Mr. Shaw said he asked the question "without qualifiers or clauses" because he "wanted the candidates to fill in the blanks, to reveal thoughts and feelings. The prime issue in this race is character, and that question was designed to get at that quality."
But nobody replied with much "historical width," Mr. Shaw said.
If the president lies to the public or "misleads" them, as Mr. Clinton said during the battle over his impeachment is it a major crime?
"The line is not bright or clear on this," said presidential scholar Bruce Buchanan of the University of Texas. "The nature of politics and the presidency itself is the strategic maneuvering and shading of information.
"But if lying to the public was a felony," he added, "They all would have gone to jail."
Presidents have fibbed for personal reasons, to protect the American integrity or the national interest, Mr. Buchanan said.
Defining the parameters of all this maneuvering, Mr. Buchanan said, helps define the nature of the presidency itself. This notion has intrigued and perplexed many.
Independent prosecutor Kenneth W. Starr wrote in his report to Congress that grounds for impeachment included the fact that "President Clinton abused his constitutional authority by lying to the public and the Congress in January 1998 about his relationship with [Monica] Lewinsky."
In three impeachment articles approved by the House Judiciary Committee against President Nixon in 1974, one paragraph indicted Mr. Nixon for "making false or misleading public statements to the purpose of deceiving the people of the United States… ."
During the founding period, Alexander Hamilton noted in one of the Federalist Papers that an impeachable offense hinged upon "injury" inflicted upon "society itself."
Beyond legalities, lying is also an emotional offense. In the months surrounding Mr. Clinton's impeachment, polls gauged the subjective side of things.
A Gannett survey last year asked respondents if it was acceptable for public officials to lie if their "motives are good."
Eighty-two percent said "no," while 60 percent said politicians lied more often than the average person.
A U.S. News & World Report poll taken after the president's acquittal tallied the fallout of fibbing: 56 percent said Mr.

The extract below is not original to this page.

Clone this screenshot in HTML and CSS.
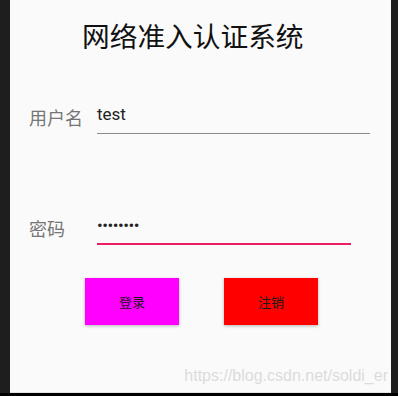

Clinton is the least moral of modern presidents and more than two-thirds thought the scandal had affected America's moral fiber.
A 1998 book called "A People's History of the United States" cited multiple "lies" of the last six presidents that involved national security. Another book "The American Leadership Tradition: Moral Vision from Washington to Clinton" reviewed the connection between private and public morality.
A few months ago, Democratic presidential hopeful Bill Bradley told CNN that Mr. Clinton lied to the American people during the Lewinsky matter and that the nation paid a price.
"Any time a president lies, he undermines his own authority and squanders the people's trust," the former New Jersey senator said.
And maybe not just the nation.
Thursday, the Arkansas Supreme Court ordered its professional conduct committee to investigate a complaint that Mr. Clinton lied and obstructed justice in the Paula Jones sexual misconduct case which could lead to disbarment proceedings against the president.